Start Recorded information

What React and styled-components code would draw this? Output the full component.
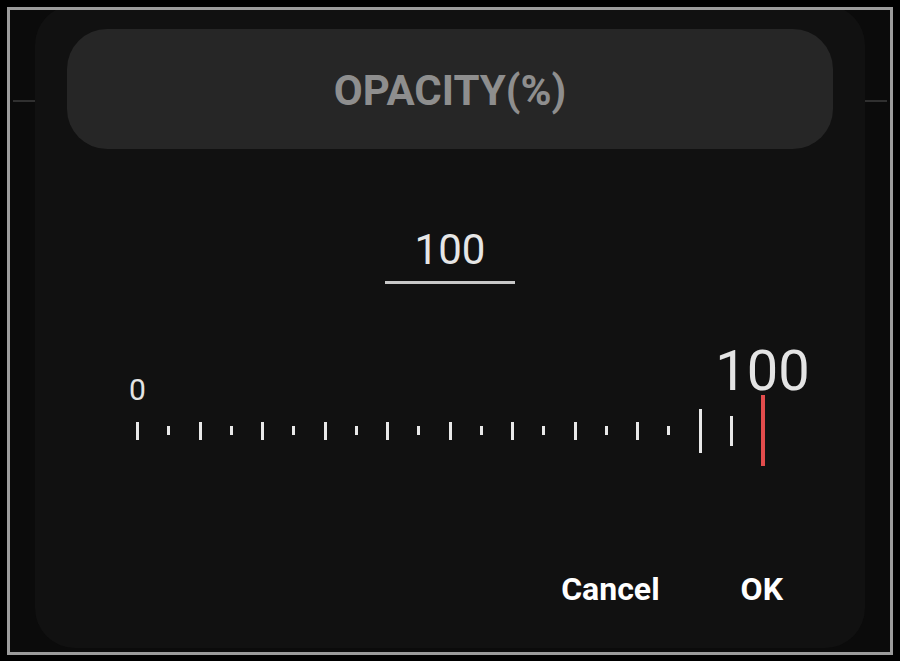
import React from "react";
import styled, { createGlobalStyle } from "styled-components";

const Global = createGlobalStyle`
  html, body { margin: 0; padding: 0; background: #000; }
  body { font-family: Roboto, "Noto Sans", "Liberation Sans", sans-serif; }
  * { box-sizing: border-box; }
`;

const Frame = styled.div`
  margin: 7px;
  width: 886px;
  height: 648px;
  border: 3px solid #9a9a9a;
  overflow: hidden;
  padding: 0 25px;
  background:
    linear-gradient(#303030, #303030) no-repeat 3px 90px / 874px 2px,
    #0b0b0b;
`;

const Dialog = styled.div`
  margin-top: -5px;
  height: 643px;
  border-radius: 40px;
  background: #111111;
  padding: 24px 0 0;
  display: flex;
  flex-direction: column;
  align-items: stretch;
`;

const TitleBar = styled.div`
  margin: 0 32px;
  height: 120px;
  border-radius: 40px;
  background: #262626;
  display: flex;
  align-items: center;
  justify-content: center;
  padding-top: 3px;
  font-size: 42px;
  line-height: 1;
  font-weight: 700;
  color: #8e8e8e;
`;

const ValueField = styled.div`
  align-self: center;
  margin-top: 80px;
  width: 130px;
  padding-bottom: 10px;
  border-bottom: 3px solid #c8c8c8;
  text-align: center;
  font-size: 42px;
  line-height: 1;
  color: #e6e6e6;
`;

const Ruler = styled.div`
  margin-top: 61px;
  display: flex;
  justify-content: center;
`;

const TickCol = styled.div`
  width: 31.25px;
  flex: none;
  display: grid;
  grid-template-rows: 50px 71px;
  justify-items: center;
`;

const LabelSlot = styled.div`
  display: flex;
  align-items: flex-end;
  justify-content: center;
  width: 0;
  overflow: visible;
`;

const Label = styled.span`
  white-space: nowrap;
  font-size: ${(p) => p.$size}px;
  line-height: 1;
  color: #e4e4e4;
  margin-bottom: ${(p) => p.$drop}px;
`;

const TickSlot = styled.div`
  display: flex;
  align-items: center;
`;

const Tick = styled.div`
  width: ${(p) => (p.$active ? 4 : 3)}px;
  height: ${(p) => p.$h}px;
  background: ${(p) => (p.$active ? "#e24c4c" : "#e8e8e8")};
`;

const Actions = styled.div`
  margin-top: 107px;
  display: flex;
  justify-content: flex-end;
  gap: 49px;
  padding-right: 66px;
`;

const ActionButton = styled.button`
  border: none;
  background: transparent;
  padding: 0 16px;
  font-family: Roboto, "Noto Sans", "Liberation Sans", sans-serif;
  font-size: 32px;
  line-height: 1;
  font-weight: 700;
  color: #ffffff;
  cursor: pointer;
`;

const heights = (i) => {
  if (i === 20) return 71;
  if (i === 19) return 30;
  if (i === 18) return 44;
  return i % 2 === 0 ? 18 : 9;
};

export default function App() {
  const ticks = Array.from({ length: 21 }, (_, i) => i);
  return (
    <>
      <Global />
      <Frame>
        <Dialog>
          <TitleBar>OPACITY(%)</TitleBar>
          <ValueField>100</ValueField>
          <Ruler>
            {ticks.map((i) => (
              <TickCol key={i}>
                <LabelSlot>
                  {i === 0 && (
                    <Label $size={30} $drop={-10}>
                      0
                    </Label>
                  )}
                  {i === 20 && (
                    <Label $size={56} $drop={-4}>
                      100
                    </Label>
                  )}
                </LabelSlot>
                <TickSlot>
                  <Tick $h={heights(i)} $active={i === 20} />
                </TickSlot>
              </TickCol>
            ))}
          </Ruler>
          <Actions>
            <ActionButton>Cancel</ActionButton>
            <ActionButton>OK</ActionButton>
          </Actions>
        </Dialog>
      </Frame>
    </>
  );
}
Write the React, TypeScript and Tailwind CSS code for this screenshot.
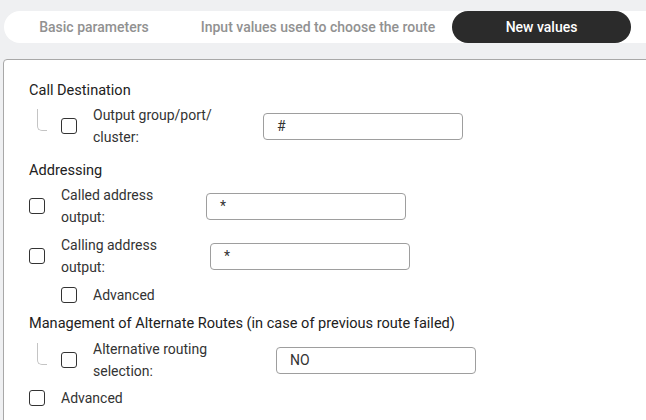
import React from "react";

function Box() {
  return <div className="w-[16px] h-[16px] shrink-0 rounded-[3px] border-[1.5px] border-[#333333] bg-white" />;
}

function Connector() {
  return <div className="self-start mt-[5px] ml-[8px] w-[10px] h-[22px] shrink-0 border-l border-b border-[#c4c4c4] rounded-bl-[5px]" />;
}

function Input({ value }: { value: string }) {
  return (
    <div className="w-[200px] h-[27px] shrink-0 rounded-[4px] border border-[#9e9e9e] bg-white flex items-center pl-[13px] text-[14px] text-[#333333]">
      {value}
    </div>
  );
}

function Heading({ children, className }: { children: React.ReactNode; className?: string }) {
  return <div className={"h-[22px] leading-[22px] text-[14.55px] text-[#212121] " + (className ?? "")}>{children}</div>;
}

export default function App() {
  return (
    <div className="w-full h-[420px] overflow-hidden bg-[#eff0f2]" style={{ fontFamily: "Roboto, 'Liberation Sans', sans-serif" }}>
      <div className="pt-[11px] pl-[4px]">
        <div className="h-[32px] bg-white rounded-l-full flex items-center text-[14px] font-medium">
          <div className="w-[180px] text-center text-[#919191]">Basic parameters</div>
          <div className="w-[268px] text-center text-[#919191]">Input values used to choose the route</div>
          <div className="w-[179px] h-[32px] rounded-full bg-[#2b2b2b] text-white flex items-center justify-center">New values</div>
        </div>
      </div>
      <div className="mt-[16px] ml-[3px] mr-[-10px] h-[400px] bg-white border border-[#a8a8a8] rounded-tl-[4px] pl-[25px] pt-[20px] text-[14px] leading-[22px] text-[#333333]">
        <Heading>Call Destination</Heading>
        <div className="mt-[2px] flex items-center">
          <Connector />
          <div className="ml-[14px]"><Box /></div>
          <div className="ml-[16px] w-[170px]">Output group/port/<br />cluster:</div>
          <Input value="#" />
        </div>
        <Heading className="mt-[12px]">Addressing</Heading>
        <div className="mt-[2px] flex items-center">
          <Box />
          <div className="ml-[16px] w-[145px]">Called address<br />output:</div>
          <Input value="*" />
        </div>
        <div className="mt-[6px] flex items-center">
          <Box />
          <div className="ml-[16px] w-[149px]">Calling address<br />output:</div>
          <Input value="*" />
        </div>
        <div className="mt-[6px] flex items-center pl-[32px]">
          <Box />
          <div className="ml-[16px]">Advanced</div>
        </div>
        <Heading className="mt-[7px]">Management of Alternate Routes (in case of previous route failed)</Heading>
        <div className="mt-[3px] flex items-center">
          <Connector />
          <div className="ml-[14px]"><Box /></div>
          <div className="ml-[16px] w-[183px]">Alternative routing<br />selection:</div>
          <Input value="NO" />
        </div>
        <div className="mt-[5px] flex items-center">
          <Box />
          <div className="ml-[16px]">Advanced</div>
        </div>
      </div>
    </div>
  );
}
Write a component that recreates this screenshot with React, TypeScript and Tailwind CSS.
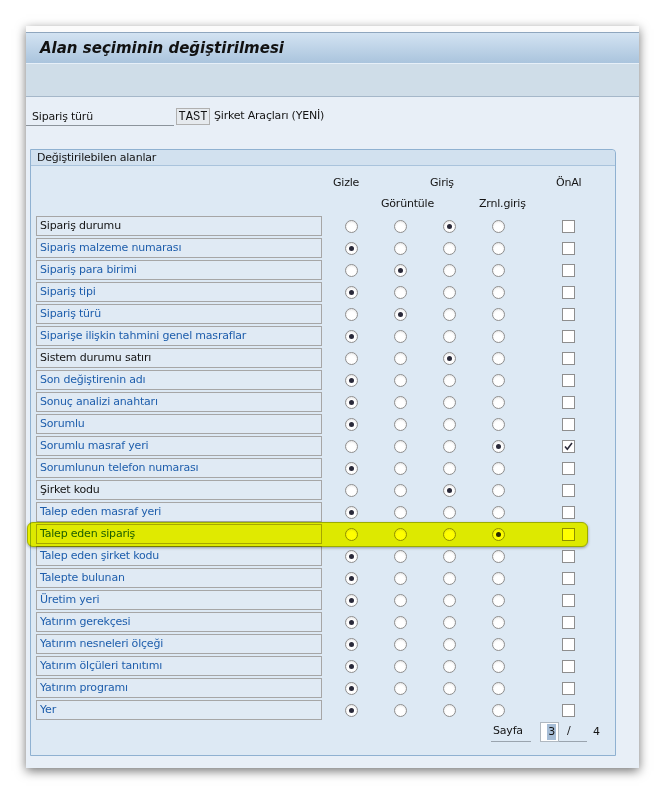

End Recorded information

== Objective ==
Repeat the data in full and exactly. Omit pictures.

== Task response ==
What React and styled-components code would draw this? Output the full component.
import React from "react";
import styled, { createGlobalStyle } from "styled-components";

const Global = createGlobalStyle`
  html, body { margin: 0; padding: 0; background: #000; }
  body { font-family: Roboto, "Noto Sans", "Liberation Sans", sans-serif; }
  * { box-sizing: border-box; }
`;

const Frame = styled.div`
  margin: 7px;
  width: 886px;
  height: 648px;
  border: 3px solid #9a9a9a;
  overflow: hidden;
  padding: 0 25px;
  background:
    linear-gradient(#303030, #303030) no-repeat 3px 90px / 874px 2px,
    #0b0b0b;
`;

const Dialog = styled.div`
  margin-top: -5px;
  height: 643px;
  border-radius: 40px;
  background: #111111;
  padding: 24px 0 0;
  display: flex;
  flex-direction: column;
  align-items: stretch;
`;

const TitleBar = styled.div`
  margin: 0 32px;
  height: 120px;
  border-radius: 40px;
  background: #262626;
  display: flex;
  align-items: center;
  justify-content: center;
  padding-top: 3px;
  font-size: 42px;
  line-height: 1;
  font-weight: 700;
  color: #8e8e8e;
`;

const ValueField = styled.div`
  align-self: center;
  margin-top: 80px;
  width: 130px;
  padding-bottom: 10px;
  border-bottom: 3px solid #c8c8c8;
  text-align: center;
  font-size: 42px;
  line-height: 1;
  color: #e6e6e6;
`;

const Ruler = styled.div`
  margin-top: 61px;
  display: flex;
  justify-content: center;
`;

const TickCol = styled.div`
  width: 31.25px;
  flex: none;
  display: grid;
  grid-template-rows: 50px 71px;
  justify-items: center;
`;

const LabelSlot = styled.div`
  display: flex;
  align-items: flex-end;
  justify-content: center;
  width: 0;
  overflow: visible;
`;

const Label = styled.span`
  white-space: nowrap;
  font-size: ${(p) => p.$size}px;
  line-height: 1;
  color: #e4e4e4;
  margin-bottom: ${(p) => p.$drop}px;
`;

const TickSlot = styled.div`
  display: flex;
  align-items: center;
`;

const Tick = styled.div`
  width: ${(p) => (p.$active ? 4 : 3)}px;
  height: ${(p) => p.$h}px;
  background: ${(p) => (p.$active ? "#e24c4c" : "#e8e8e8")};
`;

const Actions = styled.div`
  margin-top: 107px;
  display: flex;
  justify-content: flex-end;
  gap: 49px;
  padding-right: 66px;
`;

const ActionButton = styled.button`
  border: none;
  background: transparent;
  padding: 0 16px;
  font-family: Roboto, "Noto Sans", "Liberation Sans", sans-serif;
  font-size: 32px;
  line-height: 1;
  font-weight: 700;
  color: #ffffff;
  cursor: pointer;
`;

const heights = (i) => {
  if (i === 20) return 71;
  if (i === 19) return 30;
  if (i === 18) return 44;
  return i % 2 === 0 ? 18 : 9;
};

export default function App() {
  const ticks = Array.from({ length: 21 }, (_, i) => i);
  return (
    <>
      <Global />
      <Frame>
        <Dialog>
          <TitleBar>OPACITY(%)</TitleBar>
          <ValueField>100</ValueField>
          <Ruler>
            {ticks.map((i) => (
              <TickCol key={i}>
                <LabelSlot>
                  {i === 0 && (
                    <Label $size={30} $drop={-10}>
                      0
                    </Label>
                  )}
                  {i === 20 && (
                    <Label $size={56} $drop={-4}>
                      100
                    </Label>
                  )}
                </LabelSlot>
                <TickSlot>
                  <Tick $h={heights(i)} $active={i === 20} />
                </TickSlot>
              </TickCol>
            ))}
          </Ruler>
          <Actions>
            <ActionButton>Cancel</ActionButton>
            <ActionButton>OK</ActionButton>
          </Actions>
        </Dialog>
      </Frame>
    </>
  );
}
Write the React, TypeScript and Tailwind CSS code for this screenshot.
import React from "react";

function Box() {
  return <div className="w-[16px] h-[16px] shrink-0 rounded-[3px] border-[1.5px] border-[#333333] bg-white" />;
}

function Connector() {
  return <div className="self-start mt-[5px] ml-[8px] w-[10px] h-[22px] shrink-0 border-l border-b border-[#c4c4c4] rounded-bl-[5px]" />;
}

function Input({ value }: { value: string }) {
  return (
    <div className="w-[200px] h-[27px] shrink-0 rounded-[4px] border border-[#9e9e9e] bg-white flex items-center pl-[13px] text-[14px] text-[#333333]">
      {value}
    </div>
  );
}

function Heading({ children, className }: { children: React.ReactNode; className?: string }) {
  return <div className={"h-[22px] leading-[22px] text-[14.55px] text-[#212121] " + (className ?? "")}>{children}</div>;
}

export default function App() {
  return (
    <div className="w-full h-[420px] overflow-hidden bg-[#eff0f2]" style={{ fontFamily: "Roboto, 'Liberation Sans', sans-serif" }}>
      <div className="pt-[11px] pl-[4px]">
        <div className="h-[32px] bg-white rounded-l-full flex items-center text-[14px] font-medium">
          <div className="w-[180px] text-center text-[#919191]">Basic parameters</div>
          <div className="w-[268px] text-center text-[#919191]">Input values used to choose the route</div>
          <div className="w-[179px] h-[32px] rounded-full bg-[#2b2b2b] text-white flex items-center justify-center">New values</div>
        </div>
      </div>
      <div className="mt-[16px] ml-[3px] mr-[-10px] h-[400px] bg-white border border-[#a8a8a8] rounded-tl-[4px] pl-[25px] pt-[20px] text-[14px] leading-[22px] text-[#333333]">
        <Heading>Call Destination</Heading>
        <div className="mt-[2px] flex items-center">
          <Connector />
          <div className="ml-[14px]"><Box /></div>
          <div className="ml-[16px] w-[170px]">Output group/port/<br />cluster:</div>
          <Input value="#" />
        </div>
        <Heading className="mt-[12px]">Addressing</Heading>
        <div className="mt-[2px] flex items-center">
          <Box />
          <div className="ml-[16px] w-[145px]">Called address<br />output:</div>
          <Input value="*" />
        </div>
        <div className="mt-[6px] flex items-center">
          <Box />
          <div className="ml-[16px] w-[149px]">Calling address<br />output:</div>
          <Input value="*" />
        </div>
        <div className="mt-[6px] flex items-center pl-[32px]">
          <Box />
          <div className="ml-[16px]">Advanced</div>
        </div>
        <Heading className="mt-[7px]">Management of Alternate Routes (in case of previous route failed)</Heading>
        <div className="mt-[3px] flex items-center">
          <Connector />
          <div className="ml-[14px]"><Box /></div>
          <div className="ml-[16px] w-[183px]">Alternative routing<br />selection:</div>
          <Input value="NO" />
        </div>
        <div className="mt-[5px] flex items-center">
          <Box />
          <div className="ml-[16px]">Advanced</div>
        </div>
      </div>
    </div>
  );
}
Write a component that recreates this screenshot with React, TypeScript and Tailwind CSS.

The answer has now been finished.